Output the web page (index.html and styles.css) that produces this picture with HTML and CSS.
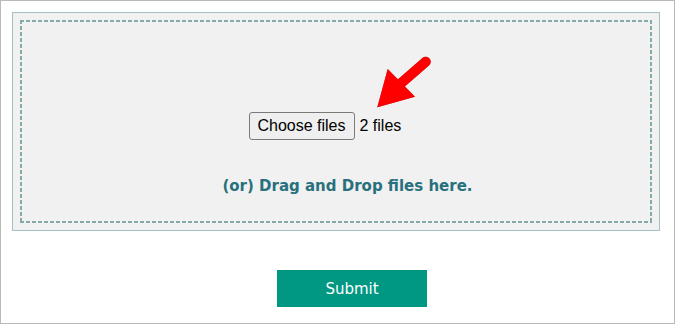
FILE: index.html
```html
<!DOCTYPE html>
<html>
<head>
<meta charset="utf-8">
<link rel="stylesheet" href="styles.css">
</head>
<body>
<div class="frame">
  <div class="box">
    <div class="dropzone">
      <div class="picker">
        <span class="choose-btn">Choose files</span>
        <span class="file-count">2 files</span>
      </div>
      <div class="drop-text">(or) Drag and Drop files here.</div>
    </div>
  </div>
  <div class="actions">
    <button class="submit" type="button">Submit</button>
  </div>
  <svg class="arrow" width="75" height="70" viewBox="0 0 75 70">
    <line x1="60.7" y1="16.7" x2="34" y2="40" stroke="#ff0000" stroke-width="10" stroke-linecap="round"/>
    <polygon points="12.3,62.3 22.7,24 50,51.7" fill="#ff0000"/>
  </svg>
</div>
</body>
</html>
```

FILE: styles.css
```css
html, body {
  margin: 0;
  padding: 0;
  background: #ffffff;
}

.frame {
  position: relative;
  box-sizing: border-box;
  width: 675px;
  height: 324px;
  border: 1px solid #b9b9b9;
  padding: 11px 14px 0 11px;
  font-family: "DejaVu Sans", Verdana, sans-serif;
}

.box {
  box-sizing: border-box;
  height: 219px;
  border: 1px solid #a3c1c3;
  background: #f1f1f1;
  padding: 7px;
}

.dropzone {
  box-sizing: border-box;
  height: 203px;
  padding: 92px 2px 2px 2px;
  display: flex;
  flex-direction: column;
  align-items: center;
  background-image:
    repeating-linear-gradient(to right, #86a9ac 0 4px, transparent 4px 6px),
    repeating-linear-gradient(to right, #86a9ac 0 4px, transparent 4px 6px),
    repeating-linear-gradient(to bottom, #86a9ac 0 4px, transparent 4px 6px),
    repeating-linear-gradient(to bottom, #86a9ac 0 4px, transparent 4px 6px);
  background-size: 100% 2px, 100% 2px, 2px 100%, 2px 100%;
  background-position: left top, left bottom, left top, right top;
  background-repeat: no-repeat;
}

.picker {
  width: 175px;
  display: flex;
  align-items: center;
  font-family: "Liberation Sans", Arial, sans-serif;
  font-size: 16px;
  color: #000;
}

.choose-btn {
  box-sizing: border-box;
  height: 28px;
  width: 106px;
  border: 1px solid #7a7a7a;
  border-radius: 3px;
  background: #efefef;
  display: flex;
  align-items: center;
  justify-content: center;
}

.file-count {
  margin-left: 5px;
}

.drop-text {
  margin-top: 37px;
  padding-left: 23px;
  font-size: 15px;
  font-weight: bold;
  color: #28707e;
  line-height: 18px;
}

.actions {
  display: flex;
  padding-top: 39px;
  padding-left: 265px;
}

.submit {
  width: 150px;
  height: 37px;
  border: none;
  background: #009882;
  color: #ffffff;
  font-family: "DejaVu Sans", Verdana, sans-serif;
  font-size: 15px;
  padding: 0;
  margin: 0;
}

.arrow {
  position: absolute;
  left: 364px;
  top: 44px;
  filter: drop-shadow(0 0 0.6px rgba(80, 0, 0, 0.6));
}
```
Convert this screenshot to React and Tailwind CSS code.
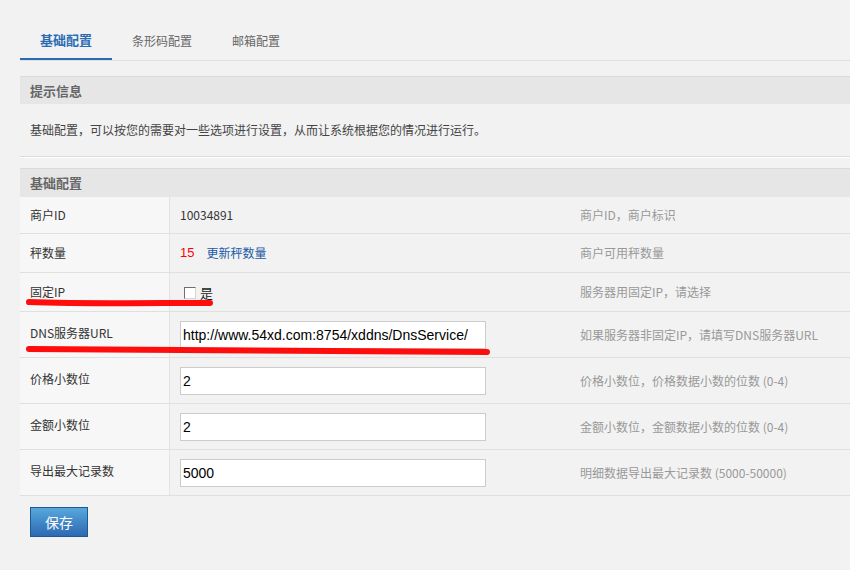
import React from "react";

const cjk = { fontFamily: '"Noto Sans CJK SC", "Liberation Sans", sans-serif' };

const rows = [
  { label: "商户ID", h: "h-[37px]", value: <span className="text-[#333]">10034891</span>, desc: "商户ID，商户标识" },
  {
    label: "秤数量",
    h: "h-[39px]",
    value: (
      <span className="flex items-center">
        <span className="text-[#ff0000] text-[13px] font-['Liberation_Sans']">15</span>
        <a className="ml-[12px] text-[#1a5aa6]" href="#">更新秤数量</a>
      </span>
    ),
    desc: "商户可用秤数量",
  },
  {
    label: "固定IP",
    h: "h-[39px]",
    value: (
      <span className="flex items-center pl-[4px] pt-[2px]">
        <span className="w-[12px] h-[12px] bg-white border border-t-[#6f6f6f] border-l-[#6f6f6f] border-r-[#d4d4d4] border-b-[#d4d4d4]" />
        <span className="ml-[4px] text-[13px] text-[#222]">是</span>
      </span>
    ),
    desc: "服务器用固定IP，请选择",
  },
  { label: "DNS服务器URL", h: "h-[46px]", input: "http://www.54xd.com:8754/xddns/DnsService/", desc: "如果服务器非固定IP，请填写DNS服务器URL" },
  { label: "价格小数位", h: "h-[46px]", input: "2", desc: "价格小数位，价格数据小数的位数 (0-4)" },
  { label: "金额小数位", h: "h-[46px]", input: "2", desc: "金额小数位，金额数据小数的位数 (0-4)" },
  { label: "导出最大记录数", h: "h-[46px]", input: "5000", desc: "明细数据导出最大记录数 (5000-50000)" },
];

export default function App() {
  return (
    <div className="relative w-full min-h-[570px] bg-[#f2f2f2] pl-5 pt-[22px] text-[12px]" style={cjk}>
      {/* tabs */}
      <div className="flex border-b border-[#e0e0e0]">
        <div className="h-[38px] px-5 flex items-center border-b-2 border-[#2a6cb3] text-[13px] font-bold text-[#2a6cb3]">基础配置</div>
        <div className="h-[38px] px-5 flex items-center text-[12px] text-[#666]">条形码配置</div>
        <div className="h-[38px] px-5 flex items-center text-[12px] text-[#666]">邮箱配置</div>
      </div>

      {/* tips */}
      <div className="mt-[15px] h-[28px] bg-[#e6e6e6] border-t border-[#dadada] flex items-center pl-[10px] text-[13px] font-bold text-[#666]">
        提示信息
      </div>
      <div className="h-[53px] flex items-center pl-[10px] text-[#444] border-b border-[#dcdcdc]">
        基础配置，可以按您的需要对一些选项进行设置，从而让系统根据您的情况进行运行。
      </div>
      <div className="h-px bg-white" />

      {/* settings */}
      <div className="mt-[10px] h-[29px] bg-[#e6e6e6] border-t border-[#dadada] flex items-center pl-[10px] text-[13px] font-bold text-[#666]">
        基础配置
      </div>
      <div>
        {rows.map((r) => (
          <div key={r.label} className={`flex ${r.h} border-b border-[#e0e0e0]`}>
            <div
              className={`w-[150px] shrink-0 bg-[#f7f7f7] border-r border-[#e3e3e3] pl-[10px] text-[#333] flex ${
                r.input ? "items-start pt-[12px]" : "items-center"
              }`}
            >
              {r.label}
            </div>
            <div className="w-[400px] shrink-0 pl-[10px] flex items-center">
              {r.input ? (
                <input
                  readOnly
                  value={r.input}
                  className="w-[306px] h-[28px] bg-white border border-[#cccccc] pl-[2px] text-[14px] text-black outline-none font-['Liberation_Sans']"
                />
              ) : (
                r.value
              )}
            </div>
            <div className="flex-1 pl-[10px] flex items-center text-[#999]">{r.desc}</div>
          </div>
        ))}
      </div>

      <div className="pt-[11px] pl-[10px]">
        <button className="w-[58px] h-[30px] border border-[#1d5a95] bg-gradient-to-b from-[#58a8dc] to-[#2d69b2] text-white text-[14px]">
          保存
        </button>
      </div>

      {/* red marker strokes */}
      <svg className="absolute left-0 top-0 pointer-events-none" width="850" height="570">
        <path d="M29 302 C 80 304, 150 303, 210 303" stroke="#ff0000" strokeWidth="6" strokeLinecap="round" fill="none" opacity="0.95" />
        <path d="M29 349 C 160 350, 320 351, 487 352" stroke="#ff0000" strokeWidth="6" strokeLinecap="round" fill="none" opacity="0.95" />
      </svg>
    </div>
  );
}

### Instruction
Give the material again exactly as it is, but keep the pictures out.

### Reply
Output the web page (index.html and styles.css) that produces this picture with HTML and CSS.
FILE: index.html
```html
<!DOCTYPE html>
<html>
<head>
<meta charset="utf-8">
<link rel="stylesheet" href="styles.css">
</head>
<body>
<div class="frame">
  <div class="box">
    <div class="dropzone">
      <div class="picker">
        <span class="choose-btn">Choose files</span>
        <span class="file-count">2 files</span>
      </div>
      <div class="drop-text">(or) Drag and Drop files here.</div>
    </div>
  </div>
  <div class="actions">
    <button class="submit" type="button">Submit</button>
  </div>
  <svg class="arrow" width="75" height="70" viewBox="0 0 75 70">
    <line x1="60.7" y1="16.7" x2="34" y2="40" stroke="#ff0000" stroke-width="10" stroke-linecap="round"/>
    <polygon points="12.3,62.3 22.7,24 50,51.7" fill="#ff0000"/>
  </svg>
</div>
</body>
</html>
```

FILE: styles.css
```css
html, body {
  margin: 0;
  padding: 0;
  background: #ffffff;
}

.frame {
  position: relative;
  box-sizing: border-box;
  width: 675px;
  height: 324px;
  border: 1px solid #b9b9b9;
  padding: 11px 14px 0 11px;
  font-family: "DejaVu Sans", Verdana, sans-serif;
}

.box {
  box-sizing: border-box;
  height: 219px;
  border: 1px solid #a3c1c3;
  background: #f1f1f1;
  padding: 7px;
}

.dropzone {
  box-sizing: border-box;
  height: 203px;
  padding: 92px 2px 2px 2px;
  display: flex;
  flex-direction: column;
  align-items: center;
  background-image:
    repeating-linear-gradient(to right, #86a9ac 0 4px, transparent 4px 6px),
    repeating-linear-gradient(to right, #86a9ac 0 4px, transparent 4px 6px),
    repeating-linear-gradient(to bottom, #86a9ac 0 4px, transparent 4px 6px),
    repeating-linear-gradient(to bottom, #86a9ac 0 4px, transparent 4px 6px);
  background-size: 100% 2px, 100% 2px, 2px 100%, 2px 100%;
  background-position: left top, left bottom, left top, right top;
  background-repeat: no-repeat;
}

.picker {
  width: 175px;
  display: flex;
  align-items: center;
  font-family: "Liberation Sans", Arial, sans-serif;
  font-size: 16px;
  color: #000;
}

.choose-btn {
  box-sizing: border-box;
  height: 28px;
  width: 106px;
  border: 1px solid #7a7a7a;
  border-radius: 3px;
  background: #efefef;
  display: flex;
  align-items: center;
  justify-content: center;
}

.file-count {
  margin-left: 5px;
}

.drop-text {
  margin-top: 37px;
  padding-left: 23px;
  font-size: 15px;
  font-weight: bold;
  color: #28707e;
  line-height: 18px;
}

.actions {
  display: flex;
  padding-top: 39px;
  padding-left: 265px;
}

.submit {
  width: 150px;
  height: 37px;
  border: none;
  background: #009882;
  color: #ffffff;
  font-family: "DejaVu Sans", Verdana, sans-serif;
  font-size: 15px;
  padding: 0;
  margin: 0;
}

.arrow {
  position: absolute;
  left: 364px;
  top: 44px;
  filter: drop-shadow(0 0 0.6px rgba(80, 0, 0, 0.6));
}
```
Convert this screenshot to React and Tailwind CSS code.
import React from "react";

const cjk = { fontFamily: '"Noto Sans CJK SC", "Liberation Sans", sans-serif' };

const rows = [
  { label: "商户ID", h: "h-[37px]", value: <span className="text-[#333]">10034891</span>, desc: "商户ID，商户标识" },
  {
    label: "秤数量",
    h: "h-[39px]",
    value: (
      <span className="flex items-center">
        <span className="text-[#ff0000] text-[13px] font-['Liberation_Sans']">15</span>
        <a className="ml-[12px] text-[#1a5aa6]" href="#">更新秤数量</a>
      </span>
    ),
    desc: "商户可用秤数量",
  },
  {
    label: "固定IP",
    h: "h-[39px]",
    value: (
      <span className="flex items-center pl-[4px] pt-[2px]">
        <span className="w-[12px] h-[12px] bg-white border border-t-[#6f6f6f] border-l-[#6f6f6f] border-r-[#d4d4d4] border-b-[#d4d4d4]" />
        <span className="ml-[4px] text-[13px] text-[#222]">是</span>
      </span>
    ),
    desc: "服务器用固定IP，请选择",
  },
  { label: "DNS服务器URL", h: "h-[46px]", input: "http://www.54xd.com:8754/xddns/DnsService/", desc: "如果服务器非固定IP，请填写DNS服务器URL" },
  { label: "价格小数位", h: "h-[46px]", input: "2", desc: "价格小数位，价格数据小数的位数 (0-4)" },
  { label: "金额小数位", h: "h-[46px]", input: "2", desc: "金额小数位，金额数据小数的位数 (0-4)" },
  { label: "导出最大记录数", h: "h-[46px]", input: "5000", desc: "明细数据导出最大记录数 (5000-50000)" },
];

export default function App() {
  return (
    <div className="relative w-full min-h-[570px] bg-[#f2f2f2] pl-5 pt-[22px] text-[12px]" style={cjk}>
      {/* tabs */}
      <div className="flex border-b border-[#e0e0e0]">
        <div className="h-[38px] px-5 flex items-center border-b-2 border-[#2a6cb3] text-[13px] font-bold text-[#2a6cb3]">基础配置</div>
        <div className="h-[38px] px-5 flex items-center text-[12px] text-[#666]">条形码配置</div>
        <div className="h-[38px] px-5 flex items-center text-[12px] text-[#666]">邮箱配置</div>
      </div>

      {/* tips */}
      <div className="mt-[15px] h-[28px] bg-[#e6e6e6] border-t border-[#dadada] flex items-center pl-[10px] text-[13px] font-bold text-[#666]">
        提示信息
      </div>
      <div className="h-[53px] flex items-center pl-[10px] text-[#444] border-b border-[#dcdcdc]">
        基础配置，可以按您的需要对一些选项进行设置，从而让系统根据您的情况进行运行。
      </div>
      <div className="h-px bg-white" />

      {/* settings */}
      <div className="mt-[10px] h-[29px] bg-[#e6e6e6] border-t border-[#dadada] flex items-center pl-[10px] text-[13px] font-bold text-[#666]">
        基础配置
      </div>
      <div>
        {rows.map((r) => (
          <div key={r.label} className={`flex ${r.h} border-b border-[#e0e0e0]`}>
            <div
              className={`w-[150px] shrink-0 bg-[#f7f7f7] border-r border-[#e3e3e3] pl-[10px] text-[#333] flex ${
                r.input ? "items-start pt-[12px]" : "items-center"
              }`}
            >
              {r.label}
            </div>
            <div className="w-[400px] shrink-0 pl-[10px] flex items-center">
              {r.input ? (
                <input
                  readOnly
                  value={r.input}
                  className="w-[306px] h-[28px] bg-white border border-[#cccccc] pl-[2px] text-[14px] text-black outline-none font-['Liberation_Sans']"
                />
              ) : (
                r.value
              )}
            </div>
            <div className="flex-1 pl-[10px] flex items-center text-[#999]">{r.desc}</div>
          </div>
        ))}
      </div>

      <div className="pt-[11px] pl-[10px]">
        <button className="w-[58px] h-[30px] border border-[#1d5a95] bg-gradient-to-b from-[#58a8dc] to-[#2d69b2] text-white text-[14px]">
          保存
        </button>
      </div>

      {/* red marker strokes */}
      <svg className="absolute left-0 top-0 pointer-events-none" width="850" height="570">
        <path d="M29 302 C 80 304, 150 303, 210 303" stroke="#ff0000" strokeWidth="6" strokeLinecap="round" fill="none" opacity="0.95" />
        <path d="M29 349 C 160 350, 320 351, 487 352" stroke="#ff0000" strokeWidth="6" strokeLinecap="round" fill="none" opacity="0.95" />
      </svg>
    </div>
  );
}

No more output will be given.